# CO2 Questions!!



## rereed33 (Apr 17, 2011)

I have a 47 gallon tall tank, with live plants. I have tried the bio co2 (sugar, yeast) method for co2 in the tank. I guess because of the depth of the tank, the co2 bubbles only last a few days. Wanting to invest in a co2 system, but after shopping around, I am more confused than when I started. What all do I need to buy? solenoids, regulators, etc.... Where can I get an affordable whole system or do I need to buy pieces? Thanks for reading and replying!


----------



## jrman83 (Jul 9, 2010)

I'm not sure what you mean about the bubbles. Depth of the tank has little to do with how long CO2 stays in your tank.
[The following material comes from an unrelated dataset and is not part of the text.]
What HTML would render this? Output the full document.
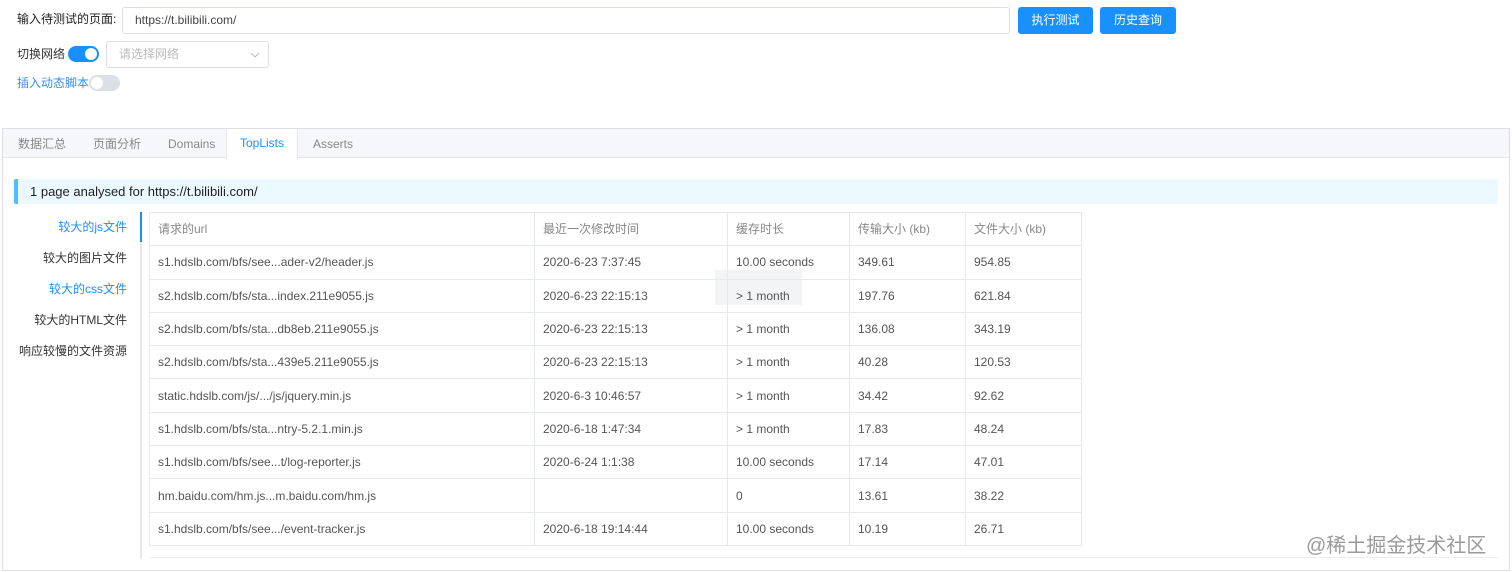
<!DOCTYPE html>
<html><head><meta charset="utf-8"><style>
*{box-sizing:border-box;margin:0;padding:0}
body{width:1512px;height:572px;background:#fff;font-family:"Liberation Sans","Noto Sans CJK SC",sans-serif;font-size:12px;color:#333;position:relative;overflow:hidden;line-height:16px}
.a{position:absolute;line-height:16px}
.btn{background:#1890ff;color:#fff;border-radius:3px;text-align:center;line-height:27px!important;font-size:12px}
table{border-collapse:collapse;position:absolute;left:149px;top:212px}
td{border:1px solid #e6e9ee;height:33.3px;padding:0 8px;font-size:12px;color:#555;white-space:nowrap;line-height:14px}
tr:first-child td{color:#888;font-weight:normal}
</style></head><body>
<div class="a" style="left:17px;top:11px;font-size:12px;color:#222">输入待测试的页面:</div>
<div class="a" style="left:122px;top:7px;width:888px;height:27px;border:1px solid #dcdfe6;border-radius:3px;padding-left:12px;line-height:25px;color:#444">https://t.bilibili.com/</div>
<div class="a btn" style="left:1018px;top:7px;width:75px;height:27px">执行测试</div>
<div class="a btn" style="left:1100px;top:7px;width:76px;height:27px">历史查询</div>
<div class="a" style="left:17px;top:46px;color:#333">切换网络</div>
<div class="a" style="left:68px;top:46px;width:31px;height:16px;border-radius:8px;background:#1890ff"><div class="a" style="right:2px;top:2px;width:12px;height:12px;border-radius:6px;background:#fff"></div></div>
<div class="a" style="left:106px;top:41px;width:163px;height:27px;border:1px solid #dcdfe6;border-radius:3px;padding-left:12px;line-height:25px;color:#bbb"><span style="line-height:25px">请选择网络</span><svg class="a" style="right:8px;top:9px" width="10" height="8" viewBox="0 0 10 8"><path d="M1 2 L5 6 L9 2" fill="none" stroke="#bbb" stroke-width="1"/></svg></div>
<div class="a" style="left:17px;top:75px;color:#3a8ee6">插入动态脚本</div>
<div class="a" style="left:89px;top:75px;width:31px;height:16px;border-radius:8px;background:#dcdfe6"><div class="a" style="left:2px;top:2px;width:12px;height:12px;border-radius:6px;background:#fff"></div></div>

<div class="a" style="left:2px;top:128px;width:1508px;height:443px;border:1px solid #dcdfe6;background:#fff"></div>
<div class="a" style="left:3px;top:129px;width:1506px;height:29px;background:#f5f7fa;border-bottom:1px solid #e4e7ed"></div>
<div class="a" style="left:18px;top:136px;color:#888">数据汇总</div>
<div class="a" style="left:93px;top:136px;color:#888">页面分析</div>
<div class="a" style="left:168px;top:136px;color:#888">Domains</div>
<div class="a" style="left:226px;top:129px;width:72px;height:30px;background:#fff;border-left:1px solid #e4e7ed;border-right:1px solid #e4e7ed;text-align:center;line-height:29px;color:#1890ff">TopLists</div>
<div class="a" style="left:313px;top:136px;color:#888">Asserts</div>

<div class="a" style="left:14px;top:179px;width:1484px;height:25px;background:#ecf8ff;border-left:4px solid #50bfff;border-radius:2px;padding-left:12px;line-height:25px;font-size:13px;color:#222">1 page analysed for https://t.bilibili.com/</div>

<div class="a" style="left:0;top:219px;width:127px;text-align:right;color:#1890ff">较大的js文件</div>
<div class="a" style="left:0;top:250px;width:127px;text-align:right;color:#333">较大的图片文件</div>
<div class="a" style="left:0;top:281px;width:127px;text-align:right;color:#1890ff">较大的css文件</div>
<div class="a" style="left:0;top:312px;width:127px;text-align:right;color:#333">较大的HTML文件</div>
<div class="a" style="left:0;top:343px;width:127px;text-align:right;color:#333">响应较慢的文件资源</div>
<div class="a" style="left:140px;top:212px;width:2px;height:346px;background:#e4e7ed"></div>
<div class="a" style="left:140px;top:212px;width:2px;height:30px;background:#1890ff"></div>
<div class="a" style="left:149px;top:546px;width:1350px;height:12px;border-bottom:1px solid #eceef2"></div>
<div class="a" style="left:715px;top:270px;width:87px;height:35px;background:#f3f4f6"></div>

<table>
<tr><td style="width:385px">请求的url</td><td style="width:193px">最近一次修改时间</td><td style="width:122px">缓存时长</td><td style="width:116px">传输大小 (kb)</td><td style="width:116px">文件大小 (kb)</td></tr>
<tr><td>s1.hdslb.com/bfs/see...ader-v2/header.js</td><td>2020-6-23 7:37:45</td><td>10.00 seconds</td><td>349.61</td><td>954.85</td></tr>
<tr><td>s2.hdslb.com/bfs/sta...index.211e9055.js</td><td>2020-6-23 22:15:13</td><td>&gt; 1 month</td><td>197.76</td><td>621.84</td></tr>
<tr><td>s2.hdslb.com/bfs/sta...db8eb.211e9055.js</td><td>2020-6-23 22:15:13</td><td>&gt; 1 month</td><td>136.08</td><td>343.19</td></tr>
<tr><td>s2.hdslb.com/bfs/sta...439e5.211e9055.js</td><td>2020-6-23 22:15:13</td><td>&gt; 1 month</td><td>40.28</td><td>120.53</td></tr>
<tr><td>static.hdslb.com/js/.../js/jquery.min.js</td><td>2020-6-3 10:46:57</td><td>&gt; 1 month</td><td>34.42</td><td>92.62</td></tr>
<tr><td>s1.hdslb.com/bfs/sta...ntry-5.2.1.min.js</td><td>2020-6-18 1:47:34</td><td>&gt; 1 month</td><td>17.83</td><td>48.24</td></tr>
<tr><td>s1.hdslb.com/bfs/see...t/log-reporter.js</td><td>2020-6-24 1:1:38</td><td>10.00 seconds</td><td>17.14</td><td>47.01</td></tr>
<tr><td>hm.baidu.com/hm.js...m.baidu.com/hm.js</td><td></td><td>0</td><td>13.61</td><td>38.22</td></tr>
<tr><td>s1.hdslb.com/bfs/see.../event-tracker.js</td><td>2020-6-18 19:14:44</td><td>10.00 seconds</td><td>10.19</td><td>26.71</td></tr>
</table>
<div class="a" style="left:1306px;top:534px;font-size:20px;line-height:24px;color:#9a9a9a">@稀土掘金技术社区</div>
</body></html>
You can look around for used stuff. My personal opinion is that the only thing that may be okay to go with used stuff is the tank. I prefer to not get used stuff for the other items. 

You can get a Milwaulkee regulator w/solenoid that has the bubble counter built in for about $80. A 5lb tank would be good for that sized tank. A new one is about $65 and then you'll need to get it filled. So that is the reg, tank, bubble counter, and then you'll need either a diffuser or reactor. Numerous options out there. With all parts being new, you can get all setup for less than $200.


----------



## rereed33 (Apr 17, 2011)

Thanks for the reply! What I mean about the depth of the tank is that the water pressure seems to stop the bubbles from coming out of the bottle that the mixture is in. The bottle has pressure on it when I open it, but no bubbles are coming out into the tank. Where is a good place to get the whole system?


----------



## jrman83 (Jul 9, 2010)

You can get everything at the below link. Some cheaper prices on certain parts at other places, but shipping cost and being able to get it all in one place, you'll end up better going with them. I really like their carbondoser electronic regulators, but they are $229 each.
CO2 Accessories


----------



## majerah1 (Oct 29, 2010)

What type of diffuser are you using?I myself want pressurized as well, but am so lost on what to buy,so have been doing the yeast.My diffuser is a bamboo chopstick.My ceramic one broke.


----------



## rereed33 (Apr 17, 2011)

Right now I'm just using an airstone for a diffuser.


----------



## jrman83 (Jul 9, 2010)

majerah1 said:


> I myself want pressurized as well, but am so lost on what to buy,so have been doing the yeast.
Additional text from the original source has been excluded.